What the task asks:
Give the material once more, word for word, without any images.
─── Data block ───
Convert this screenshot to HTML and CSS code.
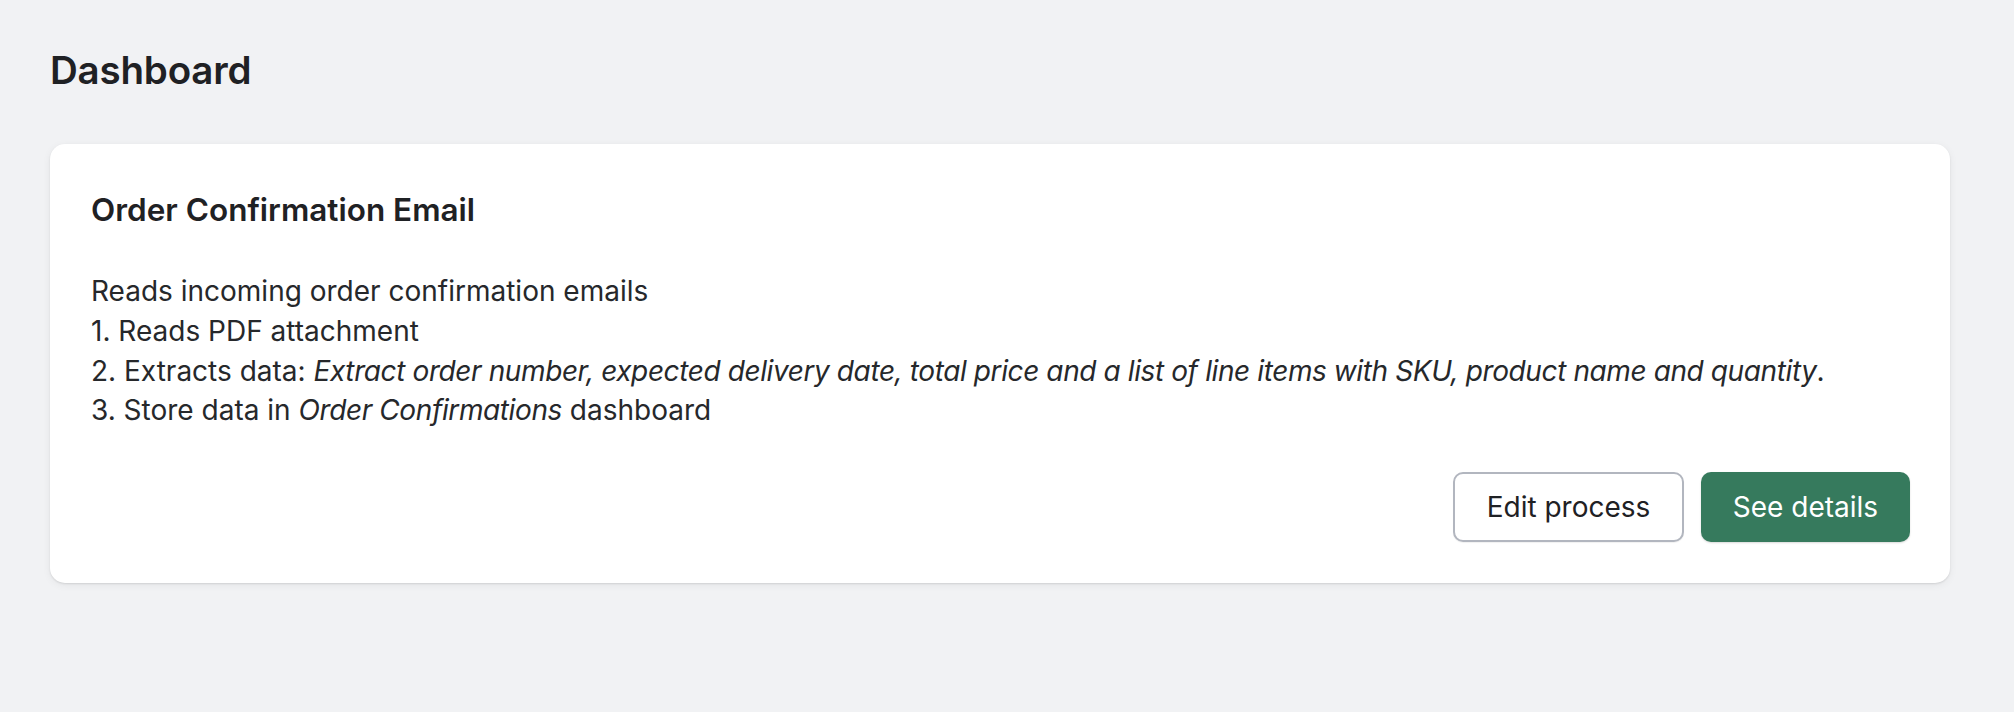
FILE: index.html
```html
<!DOCTYPE html>
<html lang="en">
<head>
<meta charset="utf-8">
<title>Dashboard</title>
<link rel="stylesheet" href="styles.css">
</head>
<body>
<main class="page">
  <h1 class="page-title">Dashboard</h1>
  <section class="card">
    <h2 class="card-title">Order Confirmation Email</h2>
    <div class="card-body">
      <p class="line">Reads incoming order confirmation emails</p>
      <p class="line">1. Reads PDF attachment</p>
      <p class="line">2. Extracts data: <em>Extract order number, expected delivery date, total price and a list of line items with SKU, product name and quantity</em>.</p>
      <p class="line">3. Store data in <em>Order Confirmations</em> dashboard</p>
    </div>
    <div class="card-actions">
      <button class="btn btn-secondary" type="button">Edit process</button>
      <button class="btn btn-primary" type="button">See details</button>
    </div>
  </section>
</main>
</body>
</html>
```

FILE: styles.css
```css
html, body {
  margin: 0;
  padding: 0;
  background: #f1f2f4;
}

body {
  font-family: Inter, "Noto Sans", "Liberation Sans", sans-serif;
  color: #303030;
}

.page {
  padding: 48px 64px 40px 50px;
}

.page-title {
  margin: 0;
  font-size: 38.5px;
  line-height: 44px;
  font-weight: 600;
  color: #1f2124;
  letter-spacing: -0.2px;
}

.card {
  margin-top: 52px;
  background: #ffffff;
  border-radius: 15px;
  padding: 41px 40px 41px 41px;
  box-shadow: 0 1px 2px rgba(0, 0, 0, 0.10), 0 2px 8px rgba(0, 0, 0, 0.06);
}

.card-title {
  margin: 0;
  font-size: 31.5px;
  line-height: 49px;
  font-weight: 600;
  color: #1f2124;
}

.card-body {
  margin-top: 38px;
}

.line {
  margin: 0;
  font-size: 28px;
  line-height: 39.8px;
  color: #26282b;
}

.line em {
  font-style: italic;
  letter-spacing: -0.4px;
}

.card-actions {
  margin-top: 41px;
  display: flex;
  justify-content: flex-end;
  gap: 17px;
}

.btn {
  height: 70px;
  padding: 0;
  font-family: inherit;
  font-size: 28px;
  border-radius: 10px;
  cursor: pointer;
}

.btn-secondary {
  width: 231px;
  background: #ffffff;
  color: #1f2124;
  border: 2px solid #b2b6bf;
  box-shadow: 0 1px 1px rgba(0, 0, 0, 0.06);
}

.btn-primary {
  width: 209px;
  background: #367a5d;
  color: #ffffff;
  border: none;
  box-shadow: 0 1px 2px rgba(0, 0, 0, 0.15);
}
```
───
Answer for the task:
Convert this screenshot to HTML and CSS code.
FILE: index.html
```html
<!DOCTYPE html>
<html lang="en">
<head>
<meta charset="utf-8">
<title>Dashboard</title>
<link rel="stylesheet" href="styles.css">
</head>
<body>
<main class="page">
  <h1 class="page-title">Dashboard</h1>
  <section class="card">
    <h2 class="card-title">Order Confirmation Email</h2>
    <div class="card-body">
      <p class="line">Reads incoming order confirmation emails</p>
      <p class="line">1. Reads PDF attachment</p>
      <p class="line">2. Extracts data: <em>Extract order number, expected delivery date, total price and a list of line items with SKU, product name and quantity</em>.</p>
      <p class="line">3. Store data in <em>Order Confirmations</em> dashboard</p>
    </div>
    <div class="card-actions">
      <button class="btn btn-secondary" type="button">Edit process</button>
      <button class="btn btn-primary" type="button">See details</button>
    </div>
  </section>
</main>
</body>
</html>
```

FILE: styles.css
```css
html, body {
  margin: 0;
  padding: 0;
  background: #f1f2f4;
}

body {
  font-family: Inter, "Noto Sans", "Liberation Sans", sans-serif;
  color: #303030;
}

.page {
  padding: 48px 64px 40px 50px;
}

.page-title {
  margin: 0;
  font-size: 38.5px;
  line-height: 44px;
  font-weight: 600;
  color: #1f2124;
  letter-spacing: -0.2px;
}

.card {
  margin-top: 52px;
  background: #ffffff;
  border-radius: 15px;
  padding: 41px 40px 41px 41px;
  box-shadow: 0 1px 2px rgba(0, 0, 0, 0.10), 0 2px 8px rgba(0, 0, 0, 0.06);
}

.card-title {
  margin: 0;
  font-size: 31.5px;
  line-height: 49px;
  font-weight: 600;
  color: #1f2124;
}

.card-body {
  margin-top: 38px;
}

.line {
  margin: 0;
  font-size: 28px;
  line-height: 39.8px;
  color: #26282b;
}

.line em {
  font-style: italic;
  letter-spacing: -0.4px;
}

.card-actions {
  margin-top: 41px;
  display: flex;
  justify-content: flex-end;
  gap: 17px;
}

.btn {
  height: 70px;
  padding: 0;
  font-family: inherit;
  font-size: 28px;
  border-radius: 10px;
  cursor: pointer;
}

.btn-secondary {
  width: 231px;
  background: #ffffff;
  color: #1f2124;
  border: 2px solid #b2b6bf;
  box-shadow: 0 1px 1px rgba(0, 0, 0, 0.06);
}

.btn-primary {
  width: 209px;
  background: #367a5d;
  color: #ffffff;
  border: none;
  box-shadow: 0 1px 2px rgba(0, 0, 0, 0.15);
}
```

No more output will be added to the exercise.